Mossad’s brief includes all three elements, but it shares discoveries with “friendly” services on its long-established policy articulated to the author by its former director general David Kimche as “Israel, first, last—and always.”
However, GCHQ maintains a “nothing held back” relationship with the most powerful intelligence-gathering organization on earth, whose activities are rooted in the deep black of space. From there America’s National Security Agency (NSA) uses its armada of satellites to spy on the globe. The threat of terrorism has increased NSA’s power; fresh targets are added to its electronic shopping lists by the CIA and other members of the U.S. intelligence community.
NSA cost more than $4 billion to run in 2005, employed twenty-seven thousand full-time experts, analysts, and technicians, plus a team of shredders to dispose of forty tons of paper a day; it also could call upon a hundred thousand U.S. servicemen and civilians scattered around the world. Part of its budget is spent on running highly secret listening posts in Britain: at Chicksands in Bedfordshire, Edzell in Scotland, Brawdy in Wales, and, the largest of all, at Menwith Hill near Harrogate in the north of England. All are linked to GCHQ and its own monitoring stations in Cyprus, West Germany, and Australia. It ensures nowhere is beyond surveillance.
Behind NSA’s double-chain fence, topped by barbed wire interwoven with electric strands, its acres of computers vacuum the entire electromagnetic global spectrum, homing in on a dictionary of key words in scores of languages. Nothing politically, economically, or militarily significant in a telephone call, a conversation in the office of the secretary general of the United Nations, Kofi Annan, in a fax or an e-mail, escapes NSA’s attention. While the UN headquarters in New York is sovereign territory and placing a bug there is illegal under international law, it is routinely done by NSA and GCHQ to spy on hostile countries and those deemed to be friendly to the United States and Britain; the latter are spied upon mainly for commercial reasons or to give London and Washington an edge on diplomatic negotiations. NATO allies are also under regular surveillance at the UN, and Mossad keeps a yaholomin unit in New York to spy on Arab and other missions.
The material finds its way through the electronic corridors of the intelligence community in Washington and London, and on to Tel Aviv. In turn, Mossad reveals intelligence to NSA and GCHQ on a need-to-know basis. Master copies of NSA data are stored in temperature-controlled vaults underground. Somewhere among the library of secrets are the 1,015 intercepts of surveillance it admits to carrying out on Princess Diana and Dodi al-Fayed in the weeks before their deaths in Paris. In 2005, NSA continued to resist all attempts by Dodi’s father, Mohammed, to obtain copies of the intercepts, insisting they contained material of “national importance.”
In the run-up to the war with Iraq, both agencies combined to provide their political masters—ultimately President George Bush and Prime Minister Tony Blair—with sensitive private conversations of at least one leader who had steadfastly pledged his support for the war.

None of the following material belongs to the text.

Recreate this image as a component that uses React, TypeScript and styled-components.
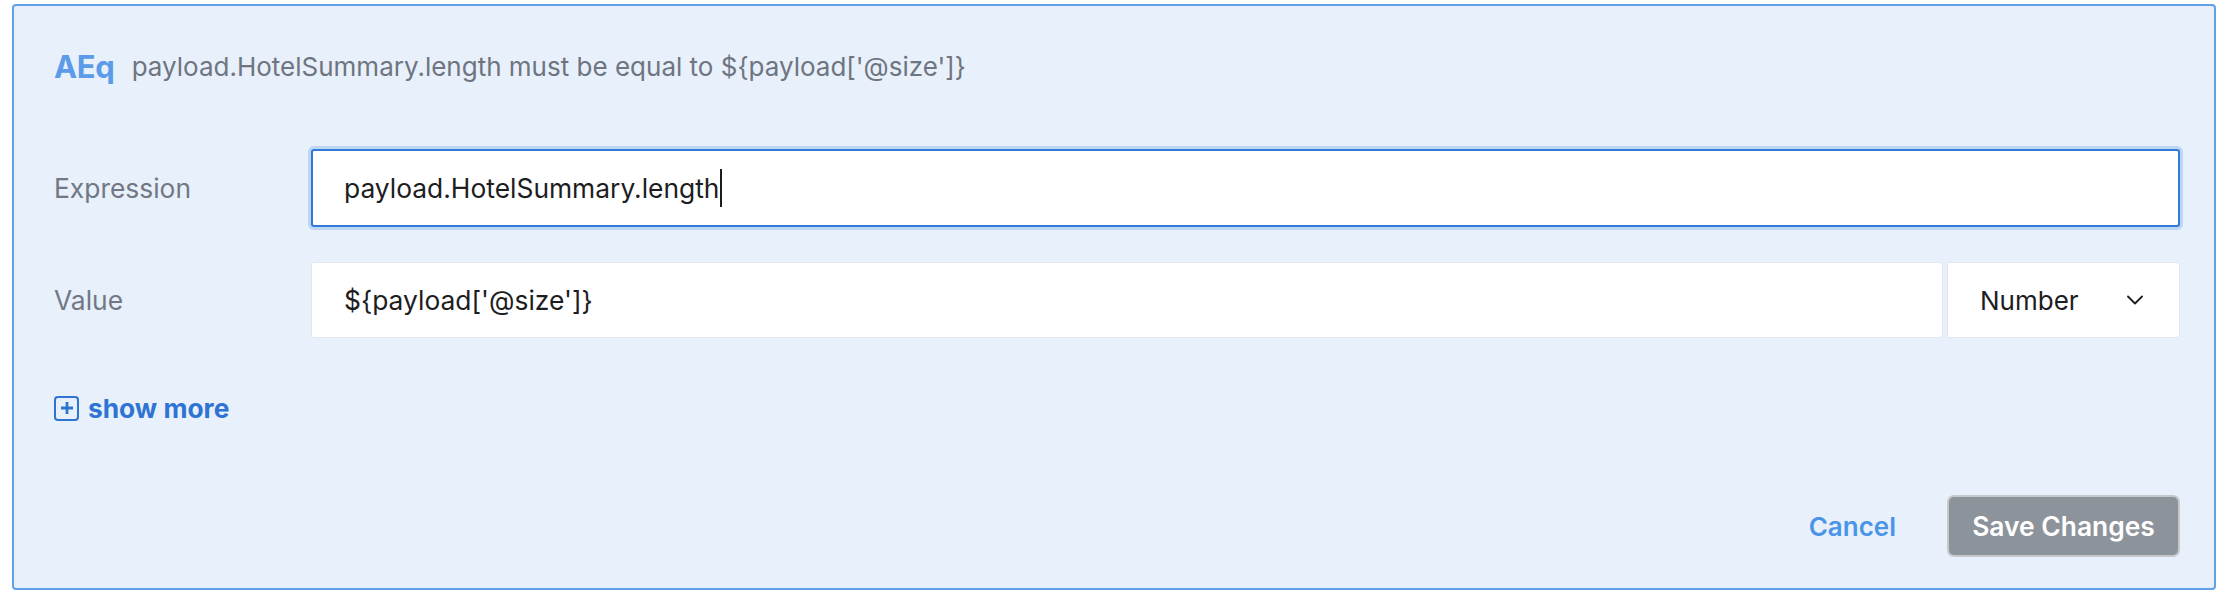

On February 9, 2003, Sir Richard Dearlove, then the dapper, soft-spoken director general of Britain’s MI6, had by early afternoon made several telephone calls about a surveillance operation to be mounted against Spain’s prime minister, Jose Maria Aznar, Spain’s ambassador at the United Nations, and senior officers at the Foreign Ministry in Madrid. Code named Condor, the operation was marked “Beyond Secret,” the highest classification MI6 shared with GCHQ and NSA.